**EXERCISE DESCRIPTION**
Lines that include the word "screenshot" are the ones to copy.

**DATA LISTING**
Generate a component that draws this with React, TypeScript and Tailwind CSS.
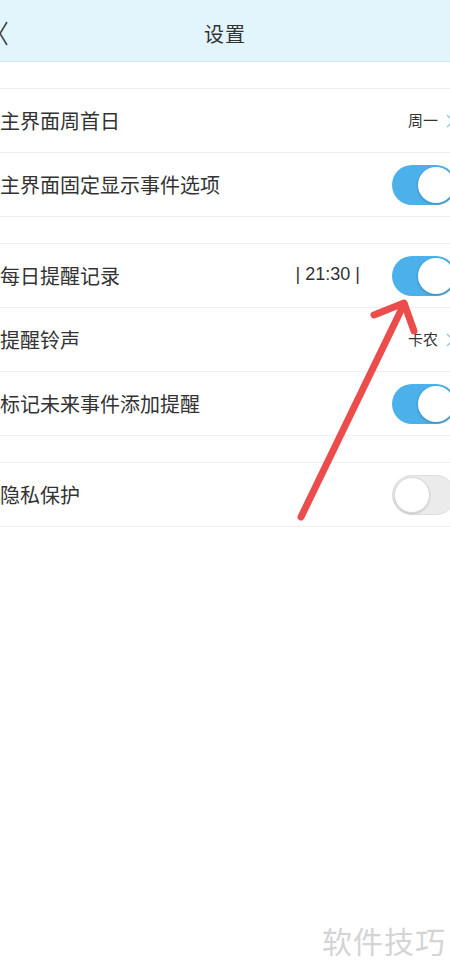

* * *

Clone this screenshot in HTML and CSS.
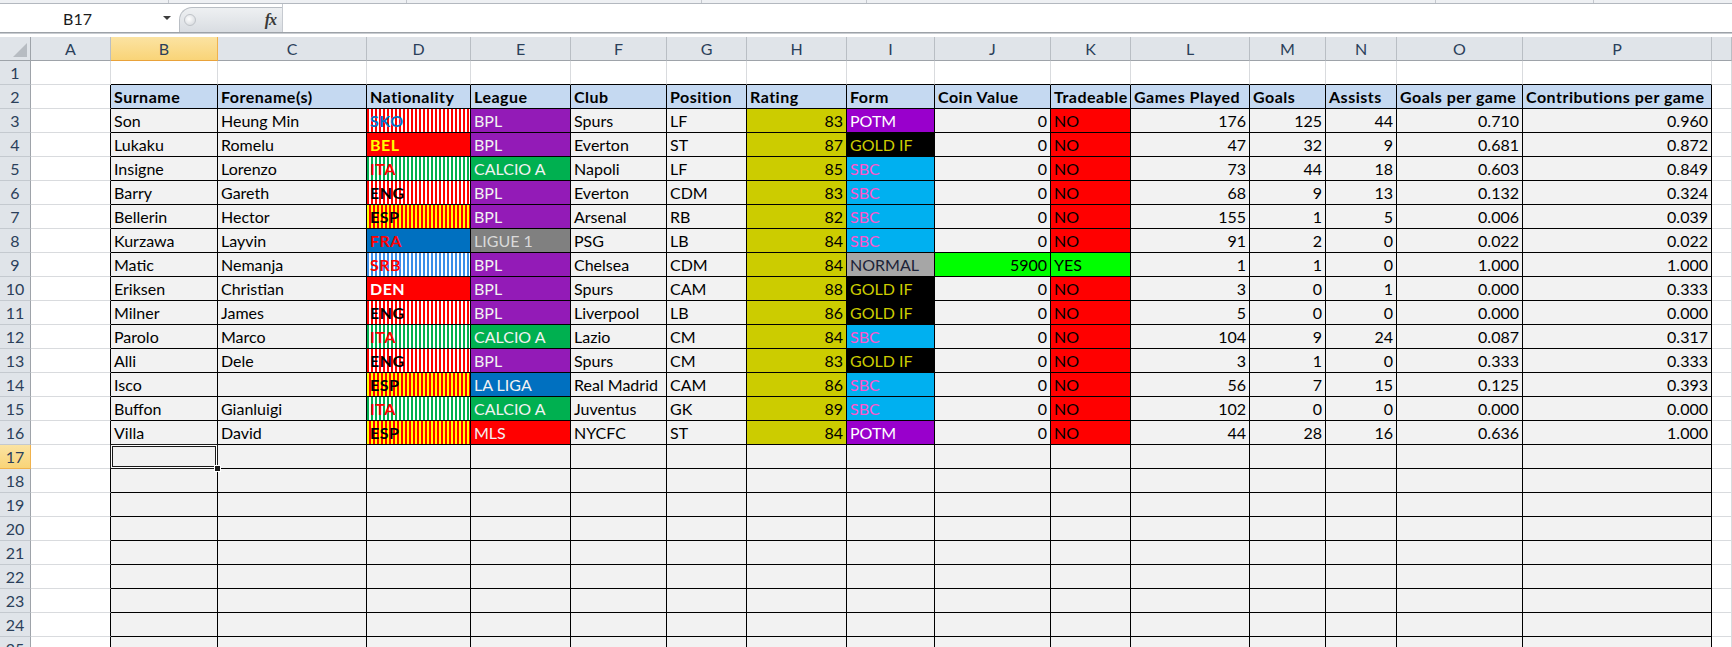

...

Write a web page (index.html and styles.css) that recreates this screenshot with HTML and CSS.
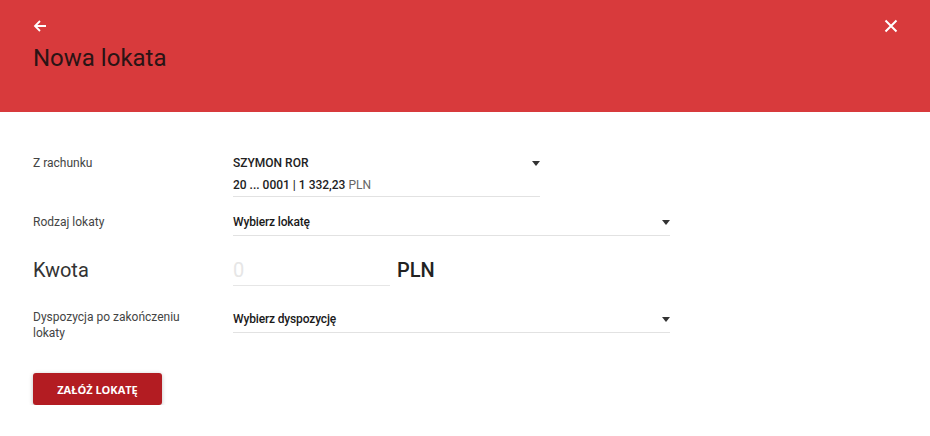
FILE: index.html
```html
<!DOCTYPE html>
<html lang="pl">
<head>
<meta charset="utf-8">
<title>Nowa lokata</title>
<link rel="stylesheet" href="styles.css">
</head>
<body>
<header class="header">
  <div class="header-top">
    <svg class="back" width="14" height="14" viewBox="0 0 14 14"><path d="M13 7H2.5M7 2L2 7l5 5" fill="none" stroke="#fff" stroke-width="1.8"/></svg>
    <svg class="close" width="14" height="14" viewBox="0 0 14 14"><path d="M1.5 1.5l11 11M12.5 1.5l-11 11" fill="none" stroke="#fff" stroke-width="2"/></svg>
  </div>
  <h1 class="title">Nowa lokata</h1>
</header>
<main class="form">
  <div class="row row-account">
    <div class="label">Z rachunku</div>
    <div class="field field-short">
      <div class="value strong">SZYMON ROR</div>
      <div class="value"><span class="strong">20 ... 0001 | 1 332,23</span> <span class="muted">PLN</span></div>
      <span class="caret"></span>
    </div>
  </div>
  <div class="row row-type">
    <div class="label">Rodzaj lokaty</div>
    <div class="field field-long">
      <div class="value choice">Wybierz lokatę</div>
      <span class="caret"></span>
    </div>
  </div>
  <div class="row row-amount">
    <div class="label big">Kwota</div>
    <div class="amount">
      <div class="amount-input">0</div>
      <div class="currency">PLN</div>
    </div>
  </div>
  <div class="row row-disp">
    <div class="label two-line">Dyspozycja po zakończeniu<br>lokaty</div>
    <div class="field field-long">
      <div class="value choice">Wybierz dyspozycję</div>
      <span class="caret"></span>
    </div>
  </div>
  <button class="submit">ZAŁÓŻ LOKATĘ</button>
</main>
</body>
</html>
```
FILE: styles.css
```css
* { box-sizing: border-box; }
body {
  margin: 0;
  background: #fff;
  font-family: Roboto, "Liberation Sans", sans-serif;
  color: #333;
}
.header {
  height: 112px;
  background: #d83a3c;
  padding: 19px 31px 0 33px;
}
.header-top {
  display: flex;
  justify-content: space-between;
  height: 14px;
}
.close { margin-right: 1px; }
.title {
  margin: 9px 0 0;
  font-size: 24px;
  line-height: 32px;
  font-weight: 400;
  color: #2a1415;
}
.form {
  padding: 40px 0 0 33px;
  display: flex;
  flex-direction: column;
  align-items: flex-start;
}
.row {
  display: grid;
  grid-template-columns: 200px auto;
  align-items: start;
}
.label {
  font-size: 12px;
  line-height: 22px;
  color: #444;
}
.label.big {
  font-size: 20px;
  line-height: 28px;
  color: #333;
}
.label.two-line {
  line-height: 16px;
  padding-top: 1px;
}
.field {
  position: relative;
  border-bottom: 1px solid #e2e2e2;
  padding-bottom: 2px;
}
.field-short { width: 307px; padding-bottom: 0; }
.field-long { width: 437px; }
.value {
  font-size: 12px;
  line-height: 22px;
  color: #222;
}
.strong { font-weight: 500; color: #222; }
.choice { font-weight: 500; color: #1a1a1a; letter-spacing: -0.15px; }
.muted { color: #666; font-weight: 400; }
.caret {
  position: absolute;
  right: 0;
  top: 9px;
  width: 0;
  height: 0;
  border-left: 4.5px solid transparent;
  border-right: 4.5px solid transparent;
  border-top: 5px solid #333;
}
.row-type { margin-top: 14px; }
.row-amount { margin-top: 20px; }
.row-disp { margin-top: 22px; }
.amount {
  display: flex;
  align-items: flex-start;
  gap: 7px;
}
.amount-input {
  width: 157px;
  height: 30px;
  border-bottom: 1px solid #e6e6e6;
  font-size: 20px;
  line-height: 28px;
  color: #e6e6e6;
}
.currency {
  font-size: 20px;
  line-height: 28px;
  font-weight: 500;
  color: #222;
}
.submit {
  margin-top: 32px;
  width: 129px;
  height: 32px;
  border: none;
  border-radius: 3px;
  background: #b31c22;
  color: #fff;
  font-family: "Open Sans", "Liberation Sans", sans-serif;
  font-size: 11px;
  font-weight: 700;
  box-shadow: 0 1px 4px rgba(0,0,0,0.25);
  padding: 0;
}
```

**RESPONSE TO THE TASK**
Clone this screenshot in HTML and CSS.
Write a web page (index.html and styles.css) that recreates this screenshot with HTML and CSS.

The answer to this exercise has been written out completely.